Headsets and tactile-feedback hand controllers will allow students to be immersed in the imagery of a virtual reality session and perform a variety of tasks while developing confidence in their emergency response instincts before encountering the risks of advanced training.

man with vr headset raising hand
Navarro College nurse aide and E.M.S. students will soon have a new X.R. lab.

“Some of the activities that I’ve seen, for example for our fire training classes: they could be in a building where the team is going in to do a search, say for someone in confined spaces. There could be a hazmat spill: the team goes in, assesses the spill, cleans it up, and they practice the skills that they’ve learned in class in this safe environment where no one’s going to truly get hurt,” Hayes says. “We’ll still have the hands-on learning in the clinical or in the skills setting, but they will have practiced it enough in this virtual environment to where the instructor should feel confident that students could go out and do that on in a live setting.”

Hayes says the X.R. Lab will also save the school money by reducing the need to create training scenarios that consume supplies.

The Oculus devices obtained through the grant can also help nurse aide and clinical medical assistant students train for patients experiencing life-threatening conditions such as a heart attack and develop the skills they need to assess the patient’s condition and respond with appropriate care. Additionally, a 3D model of anatomy may be represented in a functioning state, such as a pumping heart that students can actually feel beating, which offers educational advantages over dissecting dead specimens. The X.R. lab will offer a far more hands-on type of training than textbooks and projection screens can, Hayes says.

“This is a huge new space that we find a lot of incoming students live in — is that world of technology — they’re video gamers; they like to see things in a different way than sit in a traditional classroom and learn,” Hayes says. “So, this just gives us as another way to reach and engage students. But it’s also allowing us to engage some of our students in a safe manner, in a way that we may not be able to go out to a building and have a hazardous spill for a hazmat training. But in this virtual environment, they can see that and experience what it would look like in that environment.”

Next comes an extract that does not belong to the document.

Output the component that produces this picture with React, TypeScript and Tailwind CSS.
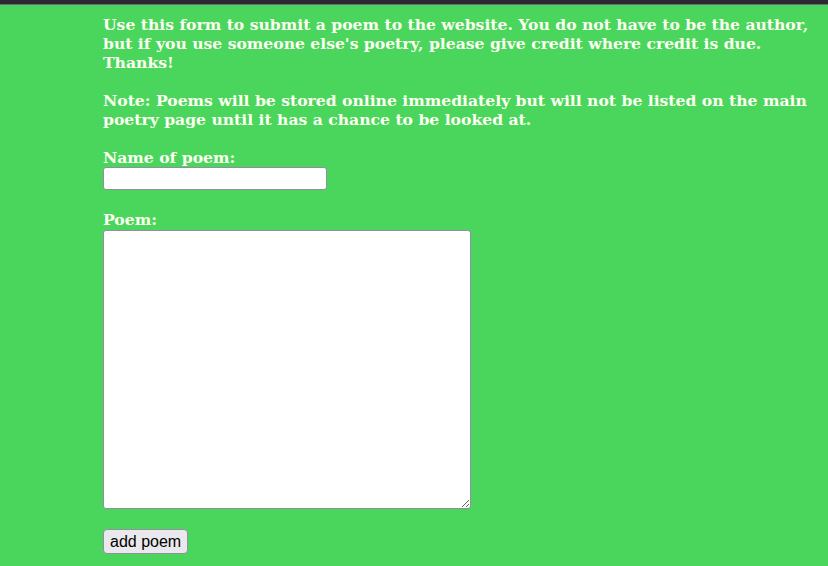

Hayes says the X.R. lab will likely be expanded into more general work training applications, especially for specialized construction jobs.

“We’ve had demonstrations of software that has someone climb up on scaffolding to do some work in a big building. That’s not something we could simulate here in a classroom. But in that augmented environment, if they’re there and they happen to topple over, no one’s getting hurt. So it’s an opportunity for us just to change the way that we think about teaching a skill and we hope that the students really are engaged by this alternative learning,” she says.

Each year, the school trains about 1,200 E.M.S. and nurse aide and clinical medical assistant students through its workforce training and continuing education program.